If one or more of these properties are violated, it may weaken the effectiveness of MEV tax. Block proposers violating censorship resistance can bypass most MEV tax by excluding competitive transactions and submitting a zero priority transaction, giving themselves an opportunity. Block proposers violating transaction front-running privacy can steal MEV from other transactions, or peek at their priority fees, knowing how high a priority fee needs to be set to outbid others, and a proposer who can submit a transaction later than others can freely "last-minute determine" whether to bid higher than others, causing a winner's curse problem, ultimately suppressing competition.

Unfortunately, while the first property is easily enforceable at the protocol layer, enforcing the other properties in a trustless manner is a pending issue.

In the absence of enforcement at the protocol layer, trust in a single sequencer committed to these rules is needed.

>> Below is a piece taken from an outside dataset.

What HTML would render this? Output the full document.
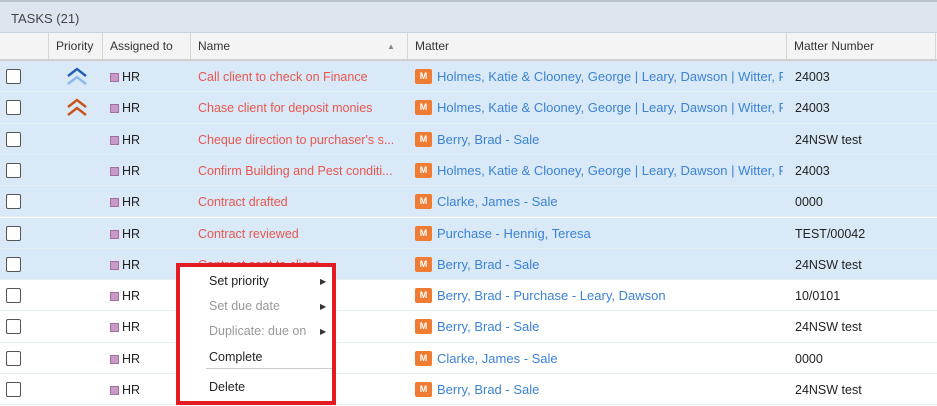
<!DOCTYPE html><html><head><style>
*{margin:0;padding:0;box-sizing:border-box}
body{width:937px;height:406px;overflow:hidden;background:#fff;font-family:"Liberation Sans",sans-serif;font-size:12.5px;color:#222;position:relative}
.top{position:absolute;left:0;top:0;width:937px;height:33px;background:#dde6ee;border-top:2px solid #b9c3cc;border-bottom:1px solid #c9d2da}
.top span{position:absolute;left:11px;top:9px;font-size:13px;color:#444}
.hdr{position:absolute;left:0;top:33px;width:937px;height:28px;background:#f4f4f4;border-bottom:2px solid #d0d0d0}
.hc{position:absolute;top:0;height:26px;line-height:27px;font-size:12px;color:#333;border-left:1px solid #d6d6d6;padding-left:7px}
.row{position:absolute;left:0;width:937px;height:31.3px;border-bottom:1px solid #e6eef5}
.sel{background:#d9e9f8}
.cb{position:absolute;left:6px;top:8px;width:15px;height:15px;border:1.3px solid #555;border-radius:2px;background:#fff}
.hr{position:absolute;left:110px;top:9px;font-size:12.5px;color:#222}
.hr i{display:inline-block;width:9px;height:9px;background:#c99ac8;border:1px solid #a070a0;margin-right:3px;vertical-align:-1px}
.nm{position:absolute;left:198px;top:9px;color:#e8574f;white-space:nowrap;width:205px;overflow:hidden}
.mt{position:absolute;left:415px;top:0;height:31px;display:flex;align-items:center;color:#3b83d6;white-space:nowrap;width:368px;overflow:hidden;font-size:13px}
.mt b{flex:none;display:inline-block;width:17px;height:15px;background:#f07b32;border-radius:2px;color:#fff;font-size:9px;text-align:center;line-height:15px;margin-right:5px}
.mn{position:absolute;left:795px;top:9px;color:#222}
.menu{position:absolute;left:176px;top:263px;width:160px;height:142px;border:4px solid #e31b23;background:#fff}
.mi{position:absolute;left:29px;font-size:12.5px;color:#222}
.dis{color:#999}
.ar{position:absolute;left:140px;font-size:8px;color:#333}
</style></head><body>
<div class="top"><span>TASKS (21)</span></div>
<div class="hdr">
<div class="hc" style="left:48px;width:54px;padding-left:7px">Priority</div>
<div class="hc" style="left:102px;width:88px">Assigned to</div>
<div class="hc" style="left:190px;width:217px">Name<span style="position:absolute;left:196px;font-size:8px;color:#888">▲</span></div>
<div class="hc" style="left:407px;width:379px">Matter</div>
<div class="hc" style="left:786px;width:149px">Matter Number</div>
<div class="hc" style="left:935px;width:2px"></div>
</div>
<div class="row sel" style="top:61px"><div class="cb"></div>
<svg style="position:absolute;left:65px;top:6px" width="24" height="20"><path d="M3 9 L12 2 L21 9" stroke="#1f5fb8" stroke-width="2.4" fill="none"/><path d="M3 17 L12 10 L21 17" stroke="#8ab8ea" stroke-width="2.4" fill="none"/></svg>
<div class="hr"><i></i>HR</div><div class="nm">Call client to check on Finance</div><div class="mt"><b>M</b>Holmes, Katie &amp; Clooney, George | Leary, Dawson | Witter, P.</div><div class="mn">24003</div></div>
<div class="row sel" style="top:92.3px"><div class="cb"></div>
<svg style="position:absolute;left:65px;top:6px" width="24" height="20"><path d="M3 9 L12 2 L21 9" stroke="#c9531a" stroke-width="2.4" fill="none"/><path d="M3 17 L12 10 L21 17" stroke="#c9531a" stroke-width="2.4" fill="none"/></svg>
<div class="hr"><i></i>HR</div><div class="nm">Chase client for deposit monies</div><div class="mt"><b>M</b>Holmes, Katie &amp; Clooney, George | Leary, Dawson | Witter, P.</div><div class="mn">24003</div></div>
<div class="row sel" style="top:123.6px"><div class="cb"></div><div class="hr"><i></i>HR</div><div class="nm">Cheque direction to purchaser's s...</div><div class="mt"><b>M</b>Berry, Brad - Sale</div><div class="mn">24NSW test</div></div>
<div class="row sel" style="top:154.9px"><div class="cb"></div><div class="hr"><i></i>HR</div><div class="nm">Confirm Building and Pest conditi...</div><div class="mt"><b>M</b>Holmes, Katie &amp; Clooney, George | Leary, Dawson | Witter, P.</div><div class="mn">24003</div></div>
<div class="row sel" style="top:186.2px"><div class="cb"></div><div class="hr"><i></i>HR</div><div class="nm">Contract drafted</div><div class="mt"><b>M</b>Clarke, James - Sale</div><div class="mn">0000</div></div>
<div class="row sel" style="top:217.5px"><div class="cb"></div><div class="hr"><i></i>HR</div><div class="nm">Contract reviewed</div><div class="mt"><b>M</b>Purchase - Hennig, Teresa</div><div class="mn">TEST/00042</div></div>
<div class="row sel" style="top:248.8px"><div class="cb"></div><div class="hr"><i></i>HR</div><div class="nm">Contract sent to client</div><div class="mt"><b>M</b>Berry, Brad - Sale</div><div class="mn">24NSW test</div></div>
<div class="row" style="top:280.1px"><div class="cb"></div><div class="hr"><i></i>HR</div><div class="nm"></div><div class="mt"><b>M</b>Berry, Brad - Purchase - Leary, Dawson</div><div class="mn">10/0101</div></div>
<div class="row" style="top:311.4px"><div class="cb"></div><div class="hr"><i></i>HR</div><div class="nm"></div><div class="mt"><b>M</b>Berry, Brad - Sale</div><div class="mn">24NSW test</div></div>
<div class="row" style="top:342.7px"><div class="cb"></div><div class="hr"><i></i>HR</div><div class="nm">Contract sent to client</div><div class="mt"><b>M</b>Clarke, James - Sale</div><div class="mn">0000</div></div>
<div class="row" style="top:374px"><div class="cb"></div><div class="hr"><i></i>HR</div><div class="nm">Deposit receipt to agent</div><div class="mt"><b>M</b>Berry, Brad - Sale</div><div class="mn">24NSW test</div></div>
<div class="menu">
<div class="mi" style="top:7px">Set priority</div><div class="ar" style="top:10px">▶</div>
<div class="mi dis" style="top:32px">Set due date</div><div class="ar" style="top:35px">▶</div>
<div class="mi dis" style="top:57px">Duplicate: due on</div><div class="ar" style="top:60px">▶</div>
<div class="mi" style="top:83px">Complete</div>
<div style="position:absolute;left:26px;top:101px;width:126px;height:1px;background:#ccc"></div>
<div class="mi" style="top:113px">Delete</div>
</div>
</body></html>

It may also be possible to use a decentralized mechanism using a combination of consensus, cryptography, and/or trusted execution environments, such as Sorella's Angstrom, Flashbots' SUAVE, Leaderless Auctions, or Multiplicity.

Full blocks

MEV tax's normal operation encounters exceptions when blocks are completely full. In this case, block proposers may have to exclude low-priority transactions rather than just include them later in the block. Since transactions interacting with applications using MEV tax are likely to have extremely low priority fees, these applications may be crowded out by applications not using MEV tax or using very low MEV tax. However, in a chain with a separate base fee set using a mechanism similar to EIP-1559, the situation of completely full blocks should be rare. Additionally, given the need to delay some transactions when blocks are full, delaying transactions expressing lower urgency by setting higher MEV tax may be a reasonable outcome.

Rollback transactions

MEV tax essentially relies on single-block auctions, where each "bid" is a transaction. One drawback of such auctions is that unsuccessful bids often result in rollback transactions being included on-chain, paying some base fee, and causing chain congestion.

If the sequencer is able to completely exclude failed transactions, this would mitigate the issue, although it is difficult to achieve even in the case of a centralized sequencer. (This also does not fully comply with the censorship resistance property described above, although that definition can be adjusted.) A more sophisticated sequencer might optimize this process by allowing transactions to specify the disputed auctions they participate in, enabling the sequencer to skip subsequent transactions it knows will fail.

Leakage of User Intent

MEV tax is only effective when there is competition among searchers, which means opportunities need to be somewhat widely known. For applications like AMMs, opportunities on-chain are visible and should naturally occur. But for intent-based routing or sniping auction applications, this means the applications may need to share user intent with searchers.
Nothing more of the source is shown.